(Work to be completed) Pictures do not belong in the copy; restate the records below word for word.

(Task material)

================================

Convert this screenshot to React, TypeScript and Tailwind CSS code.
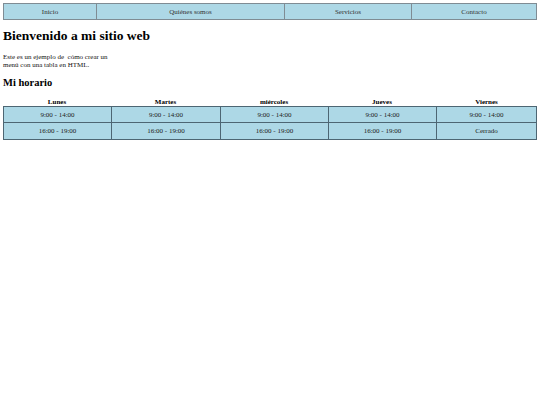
const nav = [
  { label: "Inicio", w: "w-[93px]" },
  { label: "Quiénes somos", w: "w-[188px]" },
  { label: "Servicios", w: "w-[127px]" },
  { label: "Contacto", w: "" },
];

const days = ["Lunes", "Martes", "miércoles", "Jueves", "Viernes"];
const rows = [
  ["9:00 - 14:00", "9:00 - 14:00", "9:00 - 14:00", "9:00 - 14:00", "9:00 - 14:00"],
  ["16:00 - 19:00", "16:00 - 19:00", "16:00 - 19:00", "16:00 - 19:00", "Cerrado"],
];

export default function App() {
  return (
    <div className="min-h-[405px] w-[540px] bg-white px-[3px] pt-[3px] text-black font-['Liberation_Serif',serif] text-[7px] leading-[8px]">
      {/* Menu */}
      <div className="flex h-[17px] border border-[#7f8c94] bg-[#add8e6]">
        {nav.map((item, i) => (
          <div
            key={item.label}
            className={`flex items-center justify-center text-[#333] ${item.w} ${
              i === nav.length - 1 ? "flex-1" : "border-r border-[#7f8c94]"
            }`}
          >
            {item.label}
          </div>
        ))}
      </div>

      <h1 className="mt-[7px] text-[13.5px] leading-[18px] font-bold">Bienvenido a mi sitio web</h1>

      <p className="mt-[8px] w-[106px] text-[#111]">
        Este es un ejemplo de&nbsp; cómo crear un menú con una tabla en HTML.
      </p>

      <h2 className="mt-[7px] text-[10.5px] leading-[14px] font-bold">Mi horario</h2>

      {/* Schedule */}
      <div className="mt-[7px]">
        <div className="grid grid-cols-[108px_109px_108px_108px_1fr] h-[9px] font-bold">
          {days.map((d) => (
            <div key={d} className="flex items-end justify-center">
              {d}
            </div>
          ))}
        </div>
        <div className="border border-[#4d6673] bg-[#add8e6]">
          {rows.map((row, r) => (
            <div
              key={r}
              className={`grid grid-cols-[108px_109px_108px_108px_1fr] h-[16px] ${
                r === 0 ? "border-b border-[#4d6673]" : ""
              }`}
            >
              {row.map((cell, c) => (
                <div
                  key={c}
                  className={`flex items-center justify-center text-[#222] ${
                    c < row.length - 1 ? "border-r border-[#4d6673]" : ""
                  }`}
                >
                  {cell}
                </div>
              ))}
            </div>
          ))}
        </div>
      </div>
    </div>
  );
}
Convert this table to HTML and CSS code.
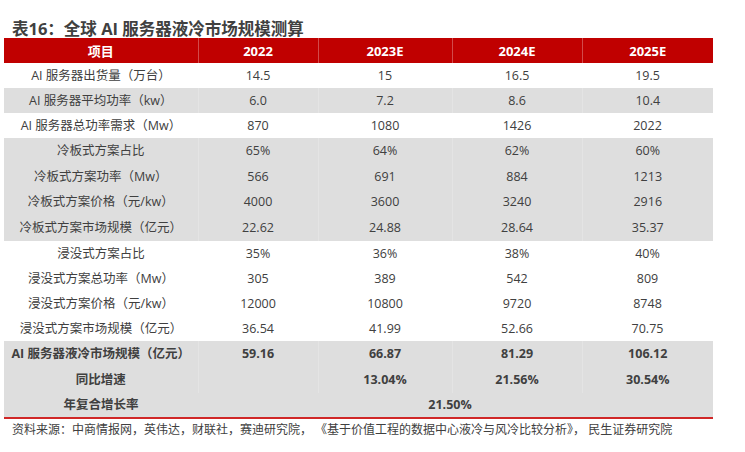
FILE: index.html
```html
<!DOCTYPE html>
<html lang="zh">
<head>
<meta charset="utf-8">
<link rel="stylesheet" href="styles.css">
</head>
<body>
<div class="page">
  <h1 class="title">表16：全球 AI 服务器液冷市场规模测算</h1>
  <table class="tbl">
    <colgroup>
      <col class="c1"><col class="c2"><col class="c3"><col class="c4"><col class="c5">
    </colgroup>
    <thead>
      <tr class="head"><th>项目</th><th>2022</th><th>2023E</th><th>2024E</th><th>2025E</th></tr>
    </thead>
    <tbody>
      <tr><td>AI 服务器出货量（万台）</td><td>14.5</td><td>15</td><td>16.5</td><td>19.5</td></tr>
      <tr class="grey"><td>AI 服务器平均功率（kw）</td><td>6.0</td><td>7.2</td><td>8.6</td><td>10.4</td></tr>
      <tr><td>AI 服务器总功率需求（Mw）</td><td>870</td><td>1080</td><td>1426</td><td>2022</td></tr>
      <tr class="grey tall"><td>冷板式方案占比</td><td>65%</td><td>64%</td><td>62%</td><td>60%</td></tr>
      <tr class="grey"><td>冷板式方案功率（Mw）</td><td>566</td><td>691</td><td>884</td><td>1213</td></tr>
      <tr class="grey tall"><td>冷板式方案价格（元/kw）</td><td>4000</td><td>3600</td><td>3240</td><td>2916</td></tr>
      <tr class="grey tall"><td>冷板式方案市场规模（亿元）</td><td>22.62</td><td>24.88</td><td>28.64</td><td>35.37</td></tr>
      <tr><td>浸没式方案占比</td><td>35%</td><td>36%</td><td>38%</td><td>40%</td></tr>
      <tr><td>浸没式方案总功率（Mw）</td><td>305</td><td>389</td><td>542</td><td>809</td></tr>
      <tr><td>浸没式方案价格（元/kw）</td><td>12000</td><td>10800</td><td>9720</td><td>8748</td></tr>
      <tr><td>浸没式方案市场规模（亿元）</td><td>36.54</td><td>41.99</td><td>52.66</td><td>70.75</td></tr>
      <tr class="grey bold tall"><td>AI 服务器液冷市场规模（亿元）</td><td>59.16</td><td>66.87</td><td>81.29</td><td>106.12</td></tr>
      <tr class="grey bold tall"><td>同比增速</td><td></td><td>13.04%</td><td>21.56%</td><td>30.54%</td></tr>
      <tr class="grey bold last"><td>年复合增长率</td><td></td><td colspan="2">21.50%</td><td></td></tr>
    </tbody>
  </table>
  <p class="source">资料来源：中商情报网，英伟达，财联社，赛迪研究院， 《基于价值工程的数据中心液冷与风冷比较分析》， 民生证券研究院</p>
</div>
</body>
</html>
```

FILE: styles.css
```css
html, body {
  margin: 0;
  padding: 0;
  background: #ffffff;
}
.page {
  width: 745px;
  height: 452px;
  font-family: "Open Sans", "Noto Sans CJK SC", sans-serif;
  color: #404040;
}
.title {
  margin: 0;
  padding: 19px 0 0 12px;
  height: 19px;
  font-size: 16.5px;
  line-height: 19px;
  font-weight: bold;
  color: #404040;
  font-family: "Open Sans", "Noto Sans CJK SC", sans-serif;
}
.tbl {
  margin-left: 4px;
  width: 709px;
  table-layout: fixed;
  border-collapse: collapse;
  border-spacing: 0;
}
.c1 { width: 194px; }
.c2 { width: 120px; }
.c3 { width: 134px; }
.c4 { width: 130px; }
.c5 { width: 131px; }
.tbl th, .tbl td {
  height: 25px;
  padding: 0;
  text-align: center;
  vertical-align: middle;
  font-size: 12.5px;
  line-height: 16px;
  white-space: nowrap;
}
.tall td { height: 26px; }
.head th {
  background: #c00000;
  color: #ffffff;
  font-weight: bold;
  font-size: 13px;
  border-left: 1px solid #d24a4a;
}
.head th:first-child { border-left: none; }
.tbl td { color: #404040; }
.grey td {
  background: #dedede;
  border-left: 1px solid #e4e4e4;
}
.grey td:first-child { border-left: none; }
.bold td { font-weight: bold; }
.last td {
  height: 24px;
  border-bottom: 2px solid #d02828;
  border-left: none;
}
.source {
  margin: 3px 0 0 12px;
  font-size: 12px;
  line-height: 16px;
  color: #404040;
}
```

================================

(Complete answer)
Convert this screenshot to React, TypeScript and Tailwind CSS code.
const nav = [
  { label: "Inicio", w: "w-[93px]" },
  { label: "Quiénes somos", w: "w-[188px]" },
  { label: "Servicios", w: "w-[127px]" },
  { label: "Contacto", w: "" },
];

const days = ["Lunes", "Martes", "miércoles", "Jueves", "Viernes"];
const rows = [
  ["9:00 - 14:00", "9:00 - 14:00", "9:00 - 14:00", "9:00 - 14:00", "9:00 - 14:00"],
  ["16:00 - 19:00", "16:00 - 19:00", "16:00 - 19:00", "16:00 - 19:00", "Cerrado"],
];

export default function App() {
  return (
    <div className="min-h-[405px] w-[540px] bg-white px-[3px] pt-[3px] text-black font-['Liberation_Serif',serif] text-[7px] leading-[8px]">
      {/* Menu */}
      <div className="flex h-[17px] border border-[#7f8c94] bg-[#add8e6]">
        {nav.map((item, i) => (
          <div
            key={item.label}
            className={`flex items-center justify-center text-[#333] ${item.w} ${
              i === nav.length - 1 ? "flex-1" : "border-r border-[#7f8c94]"
            }`}
          >
            {item.label}
          </div>
        ))}
      </div>

      <h1 className="mt-[7px] text-[13.5px] leading-[18px] font-bold">Bienvenido a mi sitio web</h1>

      <p className="mt-[8px] w-[106px] text-[#111]">
        Este es un ejemplo de&nbsp; cómo crear un menú con una tabla en HTML.
      </p>

      <h2 className="mt-[7px] text-[10.5px] leading-[14px] font-bold">Mi horario</h2>

      {/* Schedule */}
      <div className="mt-[7px]">
        <div className="grid grid-cols-[108px_109px_108px_108px_1fr] h-[9px] font-bold">
          {days.map((d) => (
            <div key={d} className="flex items-end justify-center">
              {d}
            </div>
          ))}
        </div>
        <div className="border border-[#4d6673] bg-[#add8e6]">
          {rows.map((row, r) => (
            <div
              key={r}
              className={`grid grid-cols-[108px_109px_108px_108px_1fr] h-[16px] ${
                r === 0 ? "border-b border-[#4d6673]" : ""
              }`}
            >
              {row.map((cell, c) => (
                <div
                  key={c}
                  className={`flex items-center justify-center text-[#222] ${
                    c < row.length - 1 ? "border-r border-[#4d6673]" : ""
                  }`}
                >
                  {cell}
                </div>
              ))}
            </div>
          ))}
        </div>
      </div>
    </div>
  );
}
Convert this table to HTML and CSS code.
FILE: index.html
```html
<!DOCTYPE html>
<html lang="zh">
<head>
<meta charset="utf-8">
<link rel="stylesheet" href="styles.css">
</head>
<body>
<div class="page">
  <h1 class="title">表16：全球 AI 服务器液冷市场规模测算</h1>
  <table class="tbl">
    <colgroup>
      <col class="c1"><col class="c2"><col class="c3"><col class="c4"><col class="c5">
    </colgroup>
    <thead>
      <tr class="head"><th>项目</th><th>2022</th><th>2023E</th><th>2024E</th><th>2025E</th></tr>
    </thead>
    <tbody>
      <tr><td>AI 服务器出货量（万台）</td><td>14.5</td><td>15</td><td>16.5</td><td>19.5</td></tr>
      <tr class="grey"><td>AI 服务器平均功率（kw）</td><td>6.0</td><td>7.2</td><td>8.6</td><td>10.4</td></tr>
      <tr><td>AI 服务器总功率需求（Mw）</td><td>870</td><td>1080</td><td>1426</td><td>2022</td></tr>
      <tr class="grey tall"><td>冷板式方案占比</td><td>65%</td><td>64%</td><td>62%</td><td>60%</td></tr>
      <tr class="grey"><td>冷板式方案功率（Mw）</td><td>566</td><td>691</td><td>884</td><td>1213</td></tr>
      <tr class="grey tall"><td>冷板式方案价格（元/kw）</td><td>4000</td><td>3600</td><td>3240</td><td>2916</td></tr>
      <tr class="grey tall"><td>冷板式方案市场规模（亿元）</td><td>22.62</td><td>24.88</td><td>28.64</td><td>35.37</td></tr>
      <tr><td>浸没式方案占比</td><td>35%</td><td>36%</td><td>38%</td><td>40%</td></tr>
      <tr><td>浸没式方案总功率（Mw）</td><td>305</td><td>389</td><td>542</td><td>809</td></tr>
      <tr><td>浸没式方案价格（元/kw）</td><td>12000</td><td>10800</td><td>9720</td><td>8748</td></tr>
      <tr><td>浸没式方案市场规模（亿元）</td><td>36.54</td><td>41.99</td><td>52.66</td><td>70.75</td></tr>
      <tr class="grey bold tall"><td>AI 服务器液冷市场规模（亿元）</td><td>59.16</td><td>66.87</td><td>81.29</td><td>106.12</td></tr>
      <tr class="grey bold tall"><td>同比增速</td><td></td><td>13.04%</td><td>21.56%</td><td>30.54%</td></tr>
      <tr class="grey bold last"><td>年复合增长率</td><td></td><td colspan="2">21.50%</td><td></td></tr>
    </tbody>
  </table>
  <p class="source">资料来源：中商情报网，英伟达，财联社，赛迪研究院， 《基于价值工程的数据中心液冷与风冷比较分析》， 民生证券研究院</p>
</div>
</body>
</html>
```

FILE: styles.css
```css
html, body {
  margin: 0;
  padding: 0;
  background: #ffffff;
}
.page {
  width: 745px;
  height: 452px;
  font-family: "Open Sans", "Noto Sans CJK SC", sans-serif;
  color: #404040;
}
.title {
  margin: 0;
  padding: 19px 0 0 12px;
  height: 19px;
  font-size: 16.5px;
  line-height: 19px;
  font-weight: bold;
  color: #404040;
  font-family: "Open Sans", "Noto Sans CJK SC", sans-serif;
}
.tbl {
  margin-left: 4px;
  width: 709px;
  table-layout: fixed;
  border-collapse: collapse;
  border-spacing: 0;
}
.c1 { width: 194px; }
.c2 { width: 120px; }
.c3 { width: 134px; }
.c4 { width: 130px; }
.c5 { width: 131px; }
.tbl th, .tbl td {
  height: 25px;
  padding: 0;
  text-align: center;
  vertical-align: middle;
  font-size: 12.5px;
  line-height: 16px;
  white-space: nowrap;
}
.tall td { height: 26px; }
.head th {
  background: #c00000;
  color: #ffffff;
  font-weight: bold;
  font-size: 13px;
  border-left: 1px solid #d24a4a;
}
.head th:first-child { border-left: none; }
.tbl td { color: #404040; }
.grey td {
  background: #dedede;
  border-left: 1px solid #e4e4e4;
}
.grey td:first-child { border-left: none; }
.bold td { font-weight: bold; }
.last td {
  height: 24px;
  border-bottom: 2px solid #d02828;
  border-left: none;
}
.source {
  margin: 3px 0 0 12px;
  font-size: 12px;
  line-height: 16px;
  color: #404040;
}
```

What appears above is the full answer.